Die afghanischen Polizei- und Streitkräfte müssen die Sicherheitsverantwortung des Landes übernehmen. Ein überhasteter und unkontrollierter Abzug der internationalen Truppen würde diesen Prozess behindern. Der Rückzug, insbesondere der Bundeswehr, muss aber noch in diesem Jahr beginnen und soll in Absprache mit der afghanischen Regierung und den internationalen Partner bis 2014 erfolgt sein.
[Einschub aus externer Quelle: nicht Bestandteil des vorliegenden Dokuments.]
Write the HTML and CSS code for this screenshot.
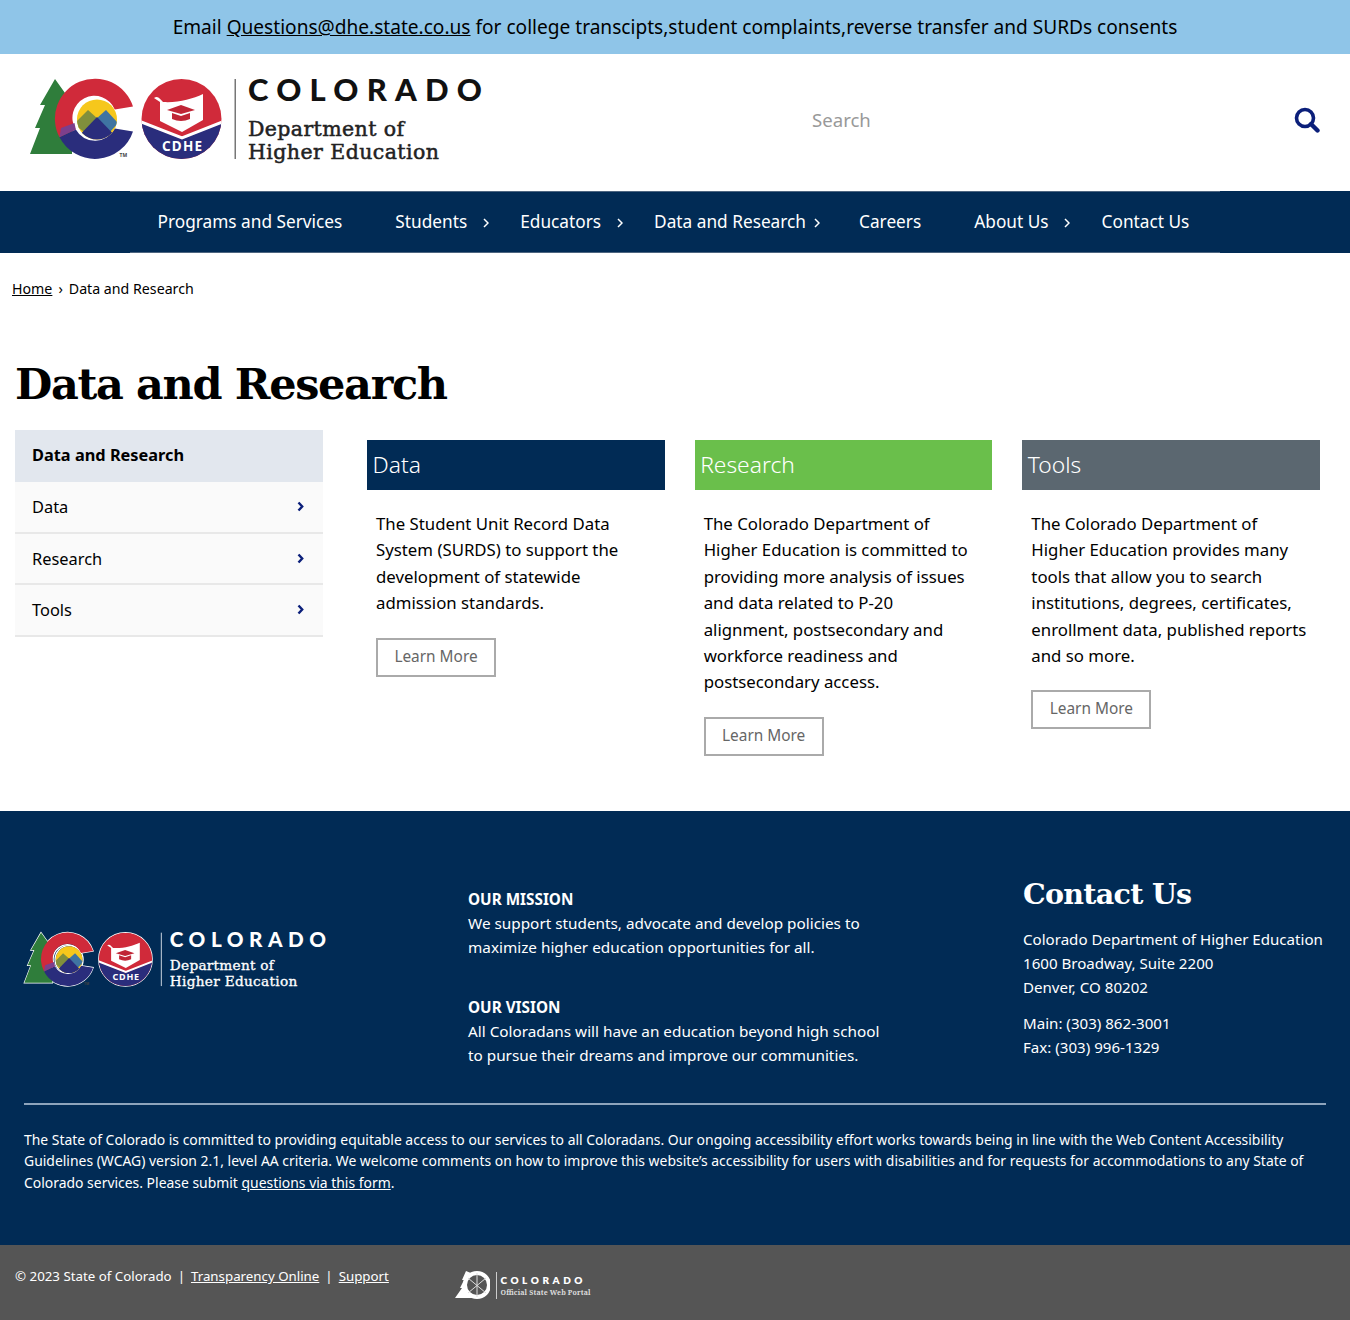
FILE: index.html
```html
<!DOCTYPE html>
<html lang="en">
<head>
<meta charset="utf-8">
<title>Data and Research</title>
<link rel="stylesheet" href="styles.css">
</head>
<body>
<svg class="defs" width="0" height="0" aria-hidden="true">
  <defs>
    <clipPath id="sun"><circle cx="97" cy="119.500" r="20"/></clipPath>
    <clipPath id="disc"><circle cx="181.500" cy="119" r="40"/></clipPath>
    <g id="mark">
      <polygon fill="#2f7d3b" points="55,79 40,105 45,105 35,128 40,128 30,154 72,154 72,100 65,93"/>
      <path fill="#d02a3a" d="M133,106.5A40,40 0 1 0 59.5,137.3L75.8,129.5A22,22 0 1 1 114.8,109.5Z"/>
      <path fill="#2a2d7c" d="M59.5,137.3A40,40 0 0 0 133,131.4L114.8,128.5A22,22 0 0 1 75.8,129.5Z"/>
      <polygon fill="#7c3f8c" points="59.5,137.3 75.8,129.5 74.500,123 61,128"/>
      <g clip-path="url(#sun)">
        <rect x="76" y="99" width="42" height="42" fill="#f6c71c"/>
        <polygon fill="#808f3c" points="74,124 88,110 98,119 84,132"/>
        <polygon fill="#3f74a2" points="96,119 106,110 118,123 110,132"/>
        <polygon fill="#2a2d7c" points="97,117 70,145 124,145"/>
      </g>
      <g clip-path="url(#disc)">
        <rect x="141" y="79" width="81" height="80" fill="#d02a3a"/>
        <polygon fill="#2a2d7c" points="141,123 182,139 222,123 222,159 141,159"/>
        <polyline fill="none" stroke="#fff" stroke-width="3" points="139,121 182,138 225,121"/>
      </g>
      <path fill="#fff" d="M154,98C158,95 160,99 163,102C178,103 192,99 203,94L203,120L182,132L160,121L160,102Z"/>
      <polygon fill="#c02535" points="167,110 181,105 195,110 181,114"/>
      <path fill="#c02535" d="M172,113L181,116L190,113L190,119Q181,123 172,119Z"/>
      <text class="cdhe" x="162" y="150.500" textLength="40">CDHE</text>
      <text class="tm" x="119.500" y="157">TM</text>
      <rect x="234.500" y="79" width="1.500" height="80"/>
    </g>
  </defs>
</svg>

<div class="banner">Email <a href="#">Questions@dhe.state.co.us</a> for college transcipts,student complaints,reverse transfer and SURDs consents</div>

<header class="masthead">
  <svg class="logo" viewBox="28 66 460 98" role="img" aria-label="Colorado Department of Higher Education">
    <use href="#mark" fill="#777"/>
    <text class="lg-state" x="248" y="101" textLength="234">COLORADO</text>
    <text class="lg-dept" x="248" y="135.500" textLength="156">Department of</text>
    <text class="lg-dept" x="248" y="158.500" textLength="191">Higher Education</text>
  </svg>
  <div class="search">
    <span class="search-label">Search</span>
    <svg class="search-icon" viewBox="0 0 26 26" aria-hidden="true"><circle cx="11" cy="11" r="8.500" fill="none" stroke="#0b1f7a" stroke-width="3.600"/><path d="M17,17L23.500,23.500" stroke="#0b1f7a" stroke-width="4.400" stroke-linecap="round"/></svg>
  </div>
</header>

<nav class="nav">
  <ul class="nav-list">
    <li class="nav-item">Programs and Services</li>
    <li class="nav-item has-sub">Students<svg class="nav-arrow" viewBox="0 0 6 10"><path d="M1,1L5,5L1,9"/></svg></li>
    <li class="nav-item has-sub">Educators<svg class="nav-arrow" viewBox="0 0 6 10"><path d="M1,1L5,5L1,9"/></svg></li>
    <li class="nav-item has-sub tight">Data and Research<svg class="nav-arrow" viewBox="0 0 6 10"><path d="M1,1L5,5L1,9"/></svg></li>
    <li class="nav-item">Careers</li>
    <li class="nav-item has-sub">About Us<svg class="nav-arrow" viewBox="0 0 6 10"><path d="M1,1L5,5L1,9"/></svg></li>
    <li class="nav-item">Contact Us</li>
  </ul>
</nav>

<div class="crumbs"><a href="#">Home</a><span class="crumb-sep">›</span>Data and Research</div>

<main class="main">
  <h1 class="title">Data and Research</h1>
  <div class="columns">
    <aside class="side">
      <div class="side-head">Data and Research</div>
      <div class="side-item">Data<svg class="side-arrow" viewBox="0 0 7 11"><path d="M1.500,1.500L5.200,5.500L1.500,9.500"/></svg></div>
      <div class="side-item">Research<svg class="side-arrow" viewBox="0 0 7 11"><path d="M1.500,1.500L5.200,5.500L1.500,9.500"/></svg></div>
      <div class="side-item">Tools<svg class="side-arrow" viewBox="0 0 7 11"><path d="M1.500,1.500L5.200,5.500L1.500,9.500"/></svg></div>
    </aside>
    <section class="cards">
      <article class="card">
        <h2 class="card-head navy">Data</h2>
        <div class="card-body">
          <p>The Student Unit Record Data<br>System (SURDS) to support the<br>development of statewide<br>admission standards.</p>
          <a class="btn" href="#">Learn More</a>
        </div>
      </article>
      <article class="card">
        <h2 class="card-head green">Research</h2>
        <div class="card-body">
          <p>The Colorado Department of<br>Higher Education is committed to<br>providing more analysis of issues<br>and data related to P-20<br>alignment, postsecondary and<br>workforce readiness and<br>postsecondary access.</p>
          <a class="btn" href="#">Learn More</a>
        </div>
      </article>
      <article class="card">
        <h2 class="card-head slate">Tools</h2>
        <div class="card-body">
          <p>The Colorado Department of<br>Higher Education provides many<br>tools that allow you to search<br>institutions, degrees, certificates,<br>enrollment data, published reports<br>and so more.</p>
          <a class="btn" href="#">Learn More</a>
        </div>
      </article>
    </section>
  </div>
</main>

<footer class="footer">
  <div class="foot-grid">
    <svg class="foot-logo" viewBox="28 66 460 98" role="img" aria-label="Colorado Department of Higher Education">
      <g class="halo">
        <polygon points="55,79 40,105 45,105 35,128 40,128 30,154 72,154 72,100 65,93"/>
        <path d="M133,106.5A40,40 0 1 0 59.5,137.3A40,40 0 0 0 133,131.4L114.8,128.5A22,22 0 1 1 114.8,109.5Z"/>
        <circle cx="97" cy="119.500" r="21"/>
        <circle cx="181.500" cy="119" r="40"/>
      </g>
      <use href="#mark" fill="#c9d3de"/>
      <text class="lg-state white" x="248" y="101" textLength="234">COLORADO</text>
      <text class="lg-dept white" x="248" y="135.500" textLength="156">Department of</text>
      <text class="lg-dept white" x="248" y="158.500" textLength="191">Higher Education</text>
    </svg>
    <div class="foot-mid">
      <p class="foot-p"><strong>OUR MISSION</strong><br>We support students, advocate and develop policies to<br>maximize higher education opportunities for all.</p>
      <p class="foot-p"><strong>OUR VISION</strong><br>All Coloradans will have an education beyond high school<br>to pursue their dreams and improve our communities.</p>
    </div>
    <div class="foot-contact">
      <h2 class="foot-title">Contact Us</h2>
      <p class="foot-addr">Colorado Department of Higher Education<br>1600 Broadway, Suite 2200<br>Denver, CO 80202</p>
      <p class="foot-addr">Main: (303) 862-3001<br>Fax: (303) 996-1329</p>
    </div>
  </div>
  <hr class="foot-rule">
  <p class="foot-note">The State of Colorado is committed to providing equitable access to our services to all Coloradans. Our ongoing accessibility effort works towards being in line with the Web Content Accessibility<br>Guidelines (WCAG) version 2.1, level AA criteria. We welcome comments on how to improve this website’s accessibility for users with disabilities and for requests for accommodations to any State of<br>Colorado services. Please submit <a href="#">questions via this form</a>.</p>
</footer>

<div class="legal">
  <div class="legal-text">© 2023 State of Colorado<span class="pipe">|</span><a href="#">Transparency Online</a><span class="pipe">|</span><a href="#">Support</a></div>
  <svg class="portal" viewBox="455 1268 137 32" role="img" aria-label="Colorado Official State Web Portal">
    <polygon fill="#fff" points="466,1271 462,1280 464,1280 460,1288 462,1288 455,1298 478,1298 478,1276"/>
    <circle cx="477" cy="1285" r="12" fill="#555" stroke="#fff" stroke-width="4"/>
    <path d="M468,1278L486,1293M486,1278L468,1293M477,1273V1297" stroke="#ddd" stroke-width="1"/>
    <rect x="490" y="1279" width="5" height="12" fill="#555"/>
    <rect x="496" y="1272" width="1" height="27" fill="#ccc"/>
    <text class="pt-state" x="500.500" y="1283.500" textLength="82">COLORADO</text>
    <text class="pt-sub" x="500.500" y="1295" textLength="90">Official State Web Portal</text>
  </svg>
</div>
</body>
</html>
```
FILE: styles.css
```css
* { box-sizing: border-box; }
html, body { margin: 0; padding: 0; }
body { font-family: "Noto Sans", sans-serif; color: #000; background: #fff; }
a { color: inherit; }
.defs { position: absolute; }

.banner { height: 54px; background: #8fc5e8; text-align: center; font-size: 19.1px; line-height: 54px; }

.masthead { display: flex; justify-content: space-between; align-items: center; padding: 12px 30px 27px 28px; }
.logo { display: block; width: 460px; height: 98px; }
.search { display: flex; align-items: center; justify-content: space-between; width: 508px; margin-top: 10px; }
.search-label { padding-bottom: 1px; font-size: 18.6px; color: #999; }
.search-icon { display: block; width: 26px; height: 26px; }

.cdhe { font: 700 13.5px "Noto Sans", sans-serif; fill: #fff; }
.tm { font: 700 5px "Noto Sans", sans-serif; fill: #444; }
.lg-state { font: 900 31px Lato, sans-serif; fill: #111; }
.lg-dept { font: 400 20.5px "DejaVu Serif", serif; fill: #222; stroke: #222; stroke-width: 0.500; }
.white { fill: #fff; stroke: none; }
.lg-dept.white { stroke: #fff; }

.nav { background: #012b55; }
.nav-list { list-style: none; margin: 0 130px; padding: 0 1px 2px; height: 62px; display: flex; align-items: center; border-top: 1px solid #4d6580; border-bottom: 1px solid #4d6580; color: #fff; font-size: 17.250px; }
.nav-item { position: relative; padding: 0 26.5px; white-space: nowrap; }
.nav-arrow { position: absolute; right: 5px; top: 50%; width: 6px; height: 10px; margin-top: -3px; fill: none; stroke: #fff; stroke-width: 1.500; }
.tight .nav-arrow { right: 12.500px; }

.crumbs { padding: 25px 0 0 12px; font-size: 14.200px; line-height: 22px; }
.crumb-sep { margin: 0 6px; }

.main { padding: 56px 30px 55px 15px; }
.title { margin: 0 0 18px; font: 700 43px/56px "DejaVu Serif", serif; letter-spacing: -1.350px; }
.columns { display: grid; grid-template-columns: 308px 1fr; column-gap: 44px; }

.side-head { height: 52px; padding: 0 0 3px 17px; display: flex; align-items: center; background: #e2e7ee; font-size: 16.350px; font-weight: 700; }
.side-item { height: 51.500px; padding: 0 19px 0 17px; display: flex; align-items: center; justify-content: space-between; background: #fafafa; border-bottom: 2px solid #e8e8e8; font-size: 16.400px; }
.side-arrow { width: 7px; height: 11px; fill: none; stroke: #0b1f7a; stroke-width: 2.400; }

.cards { display: grid; grid-template-columns: repeat(3, 1fr); column-gap: 30px; padding-top: 10px; }
.card-head { height: 50px; margin: 0; padding-left: 5.500px; font-size: 22.800px; font-weight: 300; line-height: 50px; color: #fff; }
.navy { background: #012b55; }
.green { background: #6abf4b; }
.slate { background: #5b6770; }
.card-body { padding: 21px 9px 0; }
.card-body p { margin: 0 0 21px; font-size: 16.800px; line-height: 26.400px; }
.btn { display: inline-block; width: 120px; height: 39px; border: 2px solid #aaa; text-align: center; text-decoration: none; color: #666; font-size: 15.400px; line-height: 34px; }

.footer { background: #012b55; color: #fff; padding: 64px 24px 51px; }
.foot-grid { display: grid; grid-template-columns: 444px 555px 1fr; align-items: start; }
.foot-logo { display: block; width: 307px; height: 65.400px; margin: 49px 0 0 -1px; }
.halo { fill: none; stroke: #fff; stroke-width: 2; }
.foot-mid { margin-top: 12px; }
.foot-p { margin: 0 0 36px; font-size: 15.300px; line-height: 24px; }
.foot-p:last-child { margin-bottom: 0; }
.foot-title { margin: 0 0 15px; padding-top: 1px; font: 700 28.500px/36px "DejaVu Serif", serif; letter-spacing: -0.700px; }
.foot-addr { margin: 0 0 12px; font-size: 15.100px; line-height: 24px; white-space: nowrap; }
.foot-addr:last-child { margin-bottom: 0; }
.foot-rule { height: 2px; margin: 36px 0 25px; border: 0; background: #8ea4bc; }
.foot-note { margin: -1px 0 1px; font-size: 13.930px; line-height: 21.500px; white-space: nowrap; }

.legal { height: 75px; display: flex; align-items: flex-start; padding: 20px 0 0 15px; background: #555; color: #fff; }
.legal-text { width: 440px; font-size: 13.300px; line-height: 22px; }
.pipe { margin: 0 6px; }
.portal { display: block; width: 137px; height: 32px; margin-top: 3px; }
.pt-state { font: 800 10px Lato, sans-serif; fill: #fff; }
.pt-sub { font: 700 7px "Noto Serif", serif; fill: #ddd; }
```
Was wir jetzt brauchen ist eine entwicklungspolitische Agenda für den Aufbau. Ohne ein gut durchdachtes und langfristiges Konzept wird Afghanistan keine Stabilität gewinnen. Die internationale Gemeinschaft und die afghanischen Partner müssen in dieser Agenda die veränderten Rahmenbedingungen nach einem militärischen Abzug berücksichtigen und darin auch die entwicklungspolitischen Anforderungen anderer Staaten der Region einbeziehen. Begleitend muss ein ziviler Friedensbildungsprozess geschaffen werden, der über das Jahr 2014 hinausgeht.